Supernova performance

This month has been another quiet month for theatrical releases, as studios continue to save their blockbusters for the ‘post-pandemic’ period.

Some studios are trying to recover cash by sending their films straight to streaming, with the delay of the latest James Bond film, No Time To Die, triggering the temporary closures of all of Cineworld Cinemas. Against this backdrop, I was lucky enough to attend the London Film Festival (which actually did take place) at the BFI Southbank, and I attended seven premieres.

Some of these films will be released in December or January, but one film, Supernova, will be reviewed in this piece. Cinemas that are open, Vue, Everyman, Curzon and Showcase are showing limited releases and some classics often at reduced prices. So please support cinema on the big screen by still visiting if you can, many of which are showing Halloween classics this October.

Movie of the Month

Supernova: 15

4/5 stars

I was very lucky to get the chance to watch this film at the London Film Festival this month. This film stars Stanley Tucci and Colin Firth as a couple who are taking a trip to the country and their struggles after Tucci’s character was recently diagnosed with dementia.

This emotional film is quite a lot to take in, especially on a first viewing – the subject matter will touch many viewers. What I will say is that both Colin Firth and Stanley Tucci are amazing in the movie, in particular Tucci who gives maybe his best ever performance. The movie is well shot and presented but as I said it can be very moving especially if you have had someone close suffer from dementia.

Overall, I really enjoyed this film and highly recommend watching.


Back next month with a few other recommendations of films I watched at the London Film festival and hopefully some good news on major releases. In the meantime, I am planning to go see two classics Halloween & Scream and support the big screen.

Matthew Farrelly

Reviews by Matthew Farrelly

This month’s other movies

On The Rocks: 15

Stars 4/5

On the Rocks is the latest film from director Sofia Coppola and reteams Coppola with Lost In Translation star Bill Murray.

The movie tells the tale of a woman played by Rashida Jones who begins to suspect that her husband (played by Marlon Wayans) is having an affair behind her back. When her father played by Bill Murray finds out about her suspicions, they resort to start spying on the husband.

This film, much like Sofia Coppola’s other films, is very uniquely presented. Unlike most films like this which are shot bright and loud, this film is presented very natural and life-like which is exactly the goal Coppola was going for.
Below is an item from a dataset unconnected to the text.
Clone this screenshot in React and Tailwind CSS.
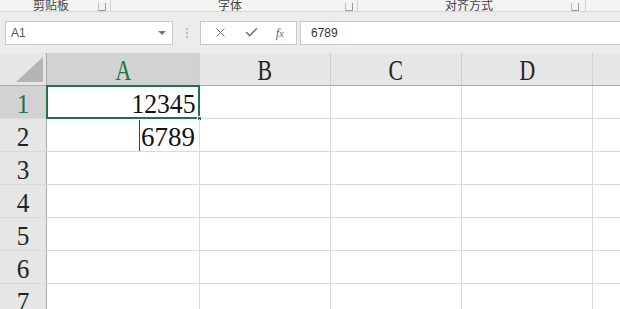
import { X, Check } from 'lucide-react';

const serif = { fontFamily: '"Liberation Serif", "Times New Roman", serif' };
const cols = ['A', 'B', 'C', 'D'];
const colW = ['w-[153px]', 'w-[131px]', 'w-[131px]', 'w-[131px]'];

function Launcher() {
  return (
    <span className="inline-block w-[8px] h-[8px] border border-[#9a9a9a] border-t-0 border-l-[#bdbdbd]" />
  );
}

function Ribbon() {
  return (
    <div className="h-[12px] overflow-hidden bg-[#f3f3f3] border-b border-[#d8d8d8] flex text-[12px] text-[#444]" style={{ fontFamily: '"Noto Sans CJK SC", sans-serif' }}>
      <div className="w-[111px] flex items-end justify-between pl-[33px] pr-[4px] border-r border-[#d0d0d0] -mt-[7px]">
        <span className="leading-[12px]">剪贴板</span>
        <Launcher />
      </div>
      <div className="w-[247px] flex items-end justify-between pl-[107px] pr-[4px] border-r border-[#d0d0d0] -mt-[7px]">
        <span className="leading-[12px]">字体</span>
        <Launcher />
      </div>
      <div className="w-[228px] flex items-end justify-between pl-[87px] pr-[6px] border-r border-[#d0d0d0] -mt-[7px]">
        <span className="leading-[12px]">对齐方式</span>
        <Launcher />
      </div>
    </div>
  );
}

function FormulaBar() {
  return (
    <div className="h-[41px] bg-[#ececec] flex items-center pl-[5px] text-[12px] text-[#333]" style={{ fontFamily: '"Liberation Sans", Arial, sans-serif' }}>
      <div className="w-[168px] h-[24px] bg-white border border-[#c8c8c8] flex items-center justify-between pl-[5px] pr-[6px]">
        <span className="text-[#555]">A1</span>
        <span className="w-0 h-0 border-l-[4px] border-r-[4px] border-t-[4px] border-l-transparent border-r-transparent border-t-[#777]" />
      </div>
      <div className="w-[27px] flex flex-col items-center gap-[2px]">
        <span className="w-[2px] h-[2px] bg-[#bbb]" />
        <span className="w-[2px] h-[2px] bg-[#bbb]" />
        <span className="w-[2px] h-[2px] bg-[#bbb]" />
      </div>
      <div className="w-[97px] h-[24px] bg-white border border-[#c8c8c8] flex items-center justify-around px-[4px] text-[#777]">
        <X size={15} strokeWidth={1.6} />
        <Check size={15} strokeWidth={2.6} />
        <span className="italic text-[13px] text-[#666]" style={serif}>f<span className="text-[10px]">x</span></span>
      </div>
      <div className="flex-1 h-[24px] ml-[3px] bg-white border border-[#c8c8c8] border-r-0 flex items-center pl-[10px]">
        6789
      </div>
    </div>
  );
}

function HeaderRow() {
  return (
    <div className="flex h-[33px] bg-[#e6e6e6] border-b border-[#ababab]">
      <div className="w-[47px] shrink-0 border-r border-[#ababab] relative">
        <svg className="absolute right-[3px] bottom-[3px]" width="27" height="25" viewBox="0 0 27 25">
          <polygon points="27,0 27,25 0,25" fill="#b4b4b4" />
        </svg>
      </div>
      {cols.map((c, i) => (
        <div
          key={c}
          className={`${colW[i]} shrink-0 flex items-center justify-center border-r border-[#d0d0d0] pt-[2px] ${i === 0 ? 'bg-[#d2d2d2] text-[#217346]' : 'text-[#222]'}`}
        >
          <span className="inline-block text-[29px] leading-none scale-x-75" style={serif}>{c}</span>
        </div>
      ))}
      <div className="flex-1" />
    </div>
  );
}

function Row({ n, children }) {
  const sel = n === 1;
  return (
    <div className="flex h-[33px] border-b border-[#dadada]">
      <div className={`w-[47px] shrink-0 flex items-center justify-center border-r pt-[3px] ${sel ? 'bg-[#d2d2d2] text-[#217346] border-[#217346]' : 'bg-[#e6e6e6] text-[#222] border-[#ababab]'}`}>
        <span className="inline-block text-[28px] leading-none scale-x-90" style={serif}>{n}</span>
      </div>
      <div className="w-[153px] shrink-0 border-r border-[#dadada] relative flex items-center justify-end pr-[4px]">
        {children}
      </div>
      <div className="w-[131px] shrink-0 border-r border-[#dadada]" />
      <div className="w-[131px] shrink-0 border-r border-[#dadada]" />
      <div className="w-[131px] shrink-0 border-r border-[#dadada]" />
      <div className="flex-1" />
    </div>
  );
}

export default function App() {
  return (
    <div className="w-[620px] h-[309px] overflow-hidden bg-white">
      <Ribbon />
      <FormulaBar />
      <HeaderRow />
      <Row n={1}>
        <div className="absolute -left-[1px] -top-[1px] -right-[1px] -bottom-[1px] border-2 border-[#217346] pointer-events-none" />
        <div className="absolute -right-[3px] -bottom-[3px] w-[5px] h-[5px] bg-[#217346] border border-white" />
        <span className="inline-block text-[27px] leading-none text-[#111] pt-[5px] scale-x-95 origin-right" style={serif}>12345</span>
      </Row>
      <Row n={2}>
        <span className="w-[1px] h-[31px] bg-[#444] mr-[1px]" />
        <span className="inline-block text-[27px] leading-none text-[#111] pt-[5px]" style={serif}>6789</span>
      </Row>
      {[3, 4, 5, 6, 7].map((n) => (
        <Row key={n} n={n} />
      ))}
    </div>
  );
}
Both Murray And Jones work excellently off each other and the screenplay also written by Coppola does a great job of telling the audience to expect the unexpected. I overall found this movie to be pretty great, I was lucky enough to see the movie in theatres, from 23 October the movie will be available on Apple TV+, so check it out and let me know what you think.

Out now: on Apple TV+

The Trial Of The Chicago 7: 15

Stars 3/5

Right from the start of the year, this was one of 2020’s most hyped and anticipated movies. The Trial Of The Chicago 7 is written and directed by Aaron Sorkin (Newsroom, A Few Good Men). Originally planned as a wide theatrical release, the film was taken off the release date due to the pandemic and was bought by Netflix back in June.

The film tells the true story of the Chicago Seven trial, a case against seven civil rights leaders and Vietnam War protesters involved in a riot in Chicago during the 1968 Democratic Convention. The protesters are charged with inciting the riot by new Nixon Administration.

Throughout the runtime of the film you learn about each character and their reasoning for attending the protest. From a performance and writing level, this film is really amazing, with stand-out performances from a cast that includes Sacha Baron Cohen, Eddie Redmayne, Mark Rylance and Frank Langella. The film includes an amazing soundtrack by Daniel Pemberton. The movie is very culturally relevant, given recent protests in America. Fans of courtroom dramas or those wishing to learn more about the political landscape of 1960s America will not be disappointed.

The biggest misstep this movie makes is the ending, without getting into spoilers it’s very cheesy and a bit Hollywood. Overall, I would say it is an enjoyable movie with great performances and writing. Whilst critically acclaimed, I was a little underwhelmed…maybe it was the hype, maybe the ending. Though screening in some cinemas the movie is now available on Netflix.